:: DATASET CONTENT

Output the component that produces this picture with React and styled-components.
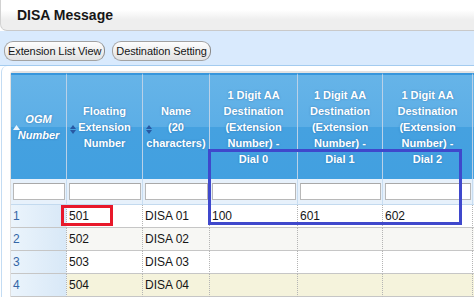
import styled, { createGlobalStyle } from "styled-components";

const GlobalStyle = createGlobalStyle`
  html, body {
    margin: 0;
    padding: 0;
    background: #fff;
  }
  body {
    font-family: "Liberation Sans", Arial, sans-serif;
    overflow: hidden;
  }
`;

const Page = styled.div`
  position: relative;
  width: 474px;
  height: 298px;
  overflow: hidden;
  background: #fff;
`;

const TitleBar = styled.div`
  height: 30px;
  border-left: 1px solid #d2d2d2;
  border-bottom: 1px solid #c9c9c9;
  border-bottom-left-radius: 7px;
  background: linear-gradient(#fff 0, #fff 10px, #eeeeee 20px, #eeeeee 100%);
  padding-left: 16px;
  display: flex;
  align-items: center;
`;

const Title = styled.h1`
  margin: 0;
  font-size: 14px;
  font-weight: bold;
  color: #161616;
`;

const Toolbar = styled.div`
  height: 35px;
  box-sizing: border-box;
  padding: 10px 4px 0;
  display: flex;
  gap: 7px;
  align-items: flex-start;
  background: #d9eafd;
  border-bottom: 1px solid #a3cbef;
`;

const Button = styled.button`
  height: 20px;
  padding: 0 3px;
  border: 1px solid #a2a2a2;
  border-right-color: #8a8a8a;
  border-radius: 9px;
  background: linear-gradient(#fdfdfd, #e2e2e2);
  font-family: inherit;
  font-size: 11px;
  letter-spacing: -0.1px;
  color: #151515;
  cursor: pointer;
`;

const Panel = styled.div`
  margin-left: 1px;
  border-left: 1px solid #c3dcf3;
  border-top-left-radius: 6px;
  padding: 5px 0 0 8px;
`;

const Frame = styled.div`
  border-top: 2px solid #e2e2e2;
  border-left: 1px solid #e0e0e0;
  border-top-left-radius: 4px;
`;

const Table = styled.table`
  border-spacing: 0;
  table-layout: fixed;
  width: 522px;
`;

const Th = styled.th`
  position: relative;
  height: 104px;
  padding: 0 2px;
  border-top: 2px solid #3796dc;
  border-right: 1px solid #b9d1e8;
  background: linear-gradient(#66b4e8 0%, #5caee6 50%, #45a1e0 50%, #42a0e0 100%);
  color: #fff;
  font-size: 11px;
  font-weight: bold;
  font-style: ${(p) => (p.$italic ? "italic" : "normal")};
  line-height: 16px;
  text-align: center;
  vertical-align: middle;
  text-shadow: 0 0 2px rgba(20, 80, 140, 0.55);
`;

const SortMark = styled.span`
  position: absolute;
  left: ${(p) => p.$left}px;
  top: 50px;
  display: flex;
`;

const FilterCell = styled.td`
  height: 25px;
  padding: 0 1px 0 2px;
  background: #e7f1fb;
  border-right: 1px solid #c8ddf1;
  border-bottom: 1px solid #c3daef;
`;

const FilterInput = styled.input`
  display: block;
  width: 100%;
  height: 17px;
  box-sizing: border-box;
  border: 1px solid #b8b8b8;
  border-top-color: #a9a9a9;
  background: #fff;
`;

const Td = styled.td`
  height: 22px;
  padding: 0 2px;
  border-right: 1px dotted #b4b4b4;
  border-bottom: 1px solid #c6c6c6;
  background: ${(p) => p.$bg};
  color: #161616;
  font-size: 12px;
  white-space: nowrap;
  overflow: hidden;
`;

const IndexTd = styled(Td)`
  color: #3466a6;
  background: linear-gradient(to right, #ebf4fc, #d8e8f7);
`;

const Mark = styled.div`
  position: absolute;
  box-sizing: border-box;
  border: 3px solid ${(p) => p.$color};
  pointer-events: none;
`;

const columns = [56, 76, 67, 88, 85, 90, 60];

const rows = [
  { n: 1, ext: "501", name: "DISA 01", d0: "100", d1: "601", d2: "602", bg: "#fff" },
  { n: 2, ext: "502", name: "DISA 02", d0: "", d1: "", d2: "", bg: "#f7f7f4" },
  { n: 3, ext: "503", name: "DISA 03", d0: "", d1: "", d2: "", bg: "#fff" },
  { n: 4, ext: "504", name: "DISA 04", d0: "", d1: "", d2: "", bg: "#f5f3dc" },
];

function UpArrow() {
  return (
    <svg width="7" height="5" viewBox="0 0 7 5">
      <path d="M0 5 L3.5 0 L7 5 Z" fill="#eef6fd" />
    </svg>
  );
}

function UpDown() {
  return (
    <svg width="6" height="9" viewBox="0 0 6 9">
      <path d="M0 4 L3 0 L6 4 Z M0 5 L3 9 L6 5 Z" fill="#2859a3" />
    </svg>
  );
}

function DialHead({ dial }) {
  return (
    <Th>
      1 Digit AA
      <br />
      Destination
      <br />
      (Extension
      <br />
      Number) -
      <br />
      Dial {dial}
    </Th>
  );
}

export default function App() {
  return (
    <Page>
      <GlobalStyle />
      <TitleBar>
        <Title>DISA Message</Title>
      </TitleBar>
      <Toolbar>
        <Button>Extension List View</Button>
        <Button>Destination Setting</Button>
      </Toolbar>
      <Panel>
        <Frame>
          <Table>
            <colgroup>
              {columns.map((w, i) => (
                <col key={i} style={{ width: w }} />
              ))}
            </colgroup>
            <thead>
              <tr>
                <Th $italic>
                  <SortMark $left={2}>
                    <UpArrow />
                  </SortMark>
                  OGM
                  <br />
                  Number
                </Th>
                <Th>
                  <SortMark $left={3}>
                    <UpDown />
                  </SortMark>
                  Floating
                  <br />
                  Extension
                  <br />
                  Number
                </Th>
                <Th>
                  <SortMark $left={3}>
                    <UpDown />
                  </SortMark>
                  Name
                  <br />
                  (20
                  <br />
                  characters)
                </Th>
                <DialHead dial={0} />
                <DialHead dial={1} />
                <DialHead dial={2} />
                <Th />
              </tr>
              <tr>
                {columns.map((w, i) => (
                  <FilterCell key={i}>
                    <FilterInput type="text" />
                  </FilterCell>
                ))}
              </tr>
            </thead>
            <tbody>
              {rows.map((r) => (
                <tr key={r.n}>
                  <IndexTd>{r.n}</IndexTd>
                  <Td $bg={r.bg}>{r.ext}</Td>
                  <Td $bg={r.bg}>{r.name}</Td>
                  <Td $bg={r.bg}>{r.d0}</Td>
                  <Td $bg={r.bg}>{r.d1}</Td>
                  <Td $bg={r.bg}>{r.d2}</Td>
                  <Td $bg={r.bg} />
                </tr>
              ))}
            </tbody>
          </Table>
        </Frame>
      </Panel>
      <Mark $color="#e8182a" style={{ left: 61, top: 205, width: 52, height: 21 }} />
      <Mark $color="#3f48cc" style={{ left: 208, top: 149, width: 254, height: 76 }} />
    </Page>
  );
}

::::

Omit the pictures, and quote the material above exactly as given.

▶ TASK SOLUTION:
Output the component that produces this picture with React and styled-components.
import styled, { createGlobalStyle } from "styled-components";

const GlobalStyle = createGlobalStyle`
  html, body {
    margin: 0;
    padding: 0;
    background: #fff;
  }
  body {
    font-family: "Liberation Sans", Arial, sans-serif;
    overflow: hidden;
  }
`;

const Page = styled.div`
  position: relative;
  width: 474px;
  height: 298px;
  overflow: hidden;
  background: #fff;
`;

const TitleBar = styled.div`
  height: 30px;
  border-left: 1px solid #d2d2d2;
  border-bottom: 1px solid #c9c9c9;
  border-bottom-left-radius: 7px;
  background: linear-gradient(#fff 0, #fff 10px, #eeeeee 20px, #eeeeee 100%);
  padding-left: 16px;
  display: flex;
  align-items: center;
`;

const Title = styled.h1`
  margin: 0;
  font-size: 14px;
  font-weight: bold;
  color: #161616;
`;

const Toolbar = styled.div`
  height: 35px;
  box-sizing: border-box;
  padding: 10px 4px 0;
  display: flex;
  gap: 7px;
  align-items: flex-start;
  background: #d9eafd;
  border-bottom: 1px solid #a3cbef;
`;

const Button = styled.button`
  height: 20px;
  padding: 0 3px;
  border: 1px solid #a2a2a2;
  border-right-color: #8a8a8a;
  border-radius: 9px;
  background: linear-gradient(#fdfdfd, #e2e2e2);
  font-family: inherit;
  font-size: 11px;
  letter-spacing: -0.1px;
  color: #151515;
  cursor: pointer;
`;

const Panel = styled.div`
  margin-left: 1px;
  border-left: 1px solid #c3dcf3;
  border-top-left-radius: 6px;
  padding: 5px 0 0 8px;
`;

const Frame = styled.div`
  border-top: 2px solid #e2e2e2;
  border-left: 1px solid #e0e0e0;
  border-top-left-radius: 4px;
`;

const Table = styled.table`
  border-spacing: 0;
  table-layout: fixed;
  width: 522px;
`;

const Th = styled.th`
  position: relative;
  height: 104px;
  padding: 0 2px;
  border-top: 2px solid #3796dc;
  border-right: 1px solid #b9d1e8;
  background: linear-gradient(#66b4e8 0%, #5caee6 50%, #45a1e0 50%, #42a0e0 100%);
  color: #fff;
  font-size: 11px;
  font-weight: bold;
  font-style: ${(p) => (p.$italic ? "italic" : "normal")};
  line-height: 16px;
  text-align: center;
  vertical-align: middle;
  text-shadow: 0 0 2px rgba(20, 80, 140, 0.55);
`;

const SortMark = styled.span`
  position: absolute;
  left: ${(p) => p.$left}px;
  top: 50px;
  display: flex;
`;

const FilterCell = styled.td`
  height: 25px;
  padding: 0 1px 0 2px;
  background: #e7f1fb;
  border-right: 1px solid #c8ddf1;
  border-bottom: 1px solid #c3daef;
`;

const FilterInput = styled.input`
  display: block;
  width: 100%;
  height: 17px;
  box-sizing: border-box;
  border: 1px solid #b8b8b8;
  border-top-color: #a9a9a9;
  background: #fff;
`;

const Td = styled.td`
  height: 22px;
  padding: 0 2px;
  border-right: 1px dotted #b4b4b4;
  border-bottom: 1px solid #c6c6c6;
  background: ${(p) => p.$bg};
  color: #161616;
  font-size: 12px;
  white-space: nowrap;
  overflow: hidden;
`;

const IndexTd = styled(Td)`
  color: #3466a6;
  background: linear-gradient(to right, #ebf4fc, #d8e8f7);
`;

const Mark = styled.div`
  position: absolute;
  box-sizing: border-box;
  border: 3px solid ${(p) => p.$color};
  pointer-events: none;
`;

const columns = [56, 76, 67, 88, 85, 90, 60];

const rows = [
  { n: 1, ext: "501", name: "DISA 01", d0: "100", d1: "601", d2: "602", bg: "#fff" },
  { n: 2, ext: "502", name: "DISA 02", d0: "", d1: "", d2: "", bg: "#f7f7f4" },
  { n: 3, ext: "503", name: "DISA 03", d0: "", d1: "", d2: "", bg: "#fff" },
  { n: 4, ext: "504", name: "DISA 04", d0: "", d1: "", d2: "", bg: "#f5f3dc" },
];

function UpArrow() {
  return (
    <svg width="7" height="5" viewBox="0 0 7 5">
      <path d="M0 5 L3.5 0 L7 5 Z" fill="#eef6fd" />
    </svg>
  );
}

function UpDown() {
  return (
    <svg width="6" height="9" viewBox="0 0 6 9">
      <path d="M0 4 L3 0 L6 4 Z M0 5 L3 9 L6 5 Z" fill="#2859a3" />
    </svg>
  );
}

function DialHead({ dial }) {
  return (
    <Th>
      1 Digit AA
      <br />
      Destination
      <br />
      (Extension
      <br />
      Number) -
      <br />
      Dial {dial}
    </Th>
  );
}

export default function App() {
  return (
    <Page>
      <GlobalStyle />
      <TitleBar>
        <Title>DISA Message</Title>
      </TitleBar>
      <Toolbar>
        <Button>Extension List View</Button>
        <Button>Destination Setting</Button>
      </Toolbar>
      <Panel>
        <Frame>
          <Table>
            <colgroup>
              {columns.map((w, i) => (
                <col key={i} style={{ width: w }} />
              ))}
            </colgroup>
            <thead>
              <tr>
                <Th $italic>
                  <SortMark $left={2}>
                    <UpArrow />
                  </SortMark>
                  OGM
                  <br />
                  Number
                </Th>
                <Th>
                  <SortMark $left={3}>
                    <UpDown />
                  </SortMark>
                  Floating
                  <br />
                  Extension
                  <br />
                  Number
                </Th>
                <Th>
                  <SortMark $left={3}>
                    <UpDown />
                  </SortMark>
                  Name
                  <br />
                  (20
                  <br />
                  characters)
                </Th>
                <DialHead dial={0} />
                <DialHead dial={1} />
                <DialHead dial={2} />
                <Th />
              </tr>
              <tr>
                {columns.map((w, i) => (
                  <FilterCell key={i}>
                    <FilterInput type="text" />
                  </FilterCell>
                ))}
              </tr>
            </thead>
            <tbody>
              {rows.map((r) => (
                <tr key={r.n}>
                  <IndexTd>{r.n}</IndexTd>
                  <Td $bg={r.bg}>{r.ext}</Td>
                  <Td $bg={r.bg}>{r.name}</Td>
                  <Td $bg={r.bg}>{r.d0}</Td>
                  <Td $bg={r.bg}>{r.d1}</Td>
                  <Td $bg={r.bg}>{r.d2}</Td>
                  <Td $bg={r.bg} />
                </tr>
              ))}
            </tbody>
          </Table>
        </Frame>
      </Panel>
      <Mark $color="#e8182a" style={{ left: 61, top: 205, width: 52, height: 21 }} />
      <Mark $color="#3f48cc" style={{ left: 208, top: 149, width: 254, height: 76 }} />
    </Page>
  );
}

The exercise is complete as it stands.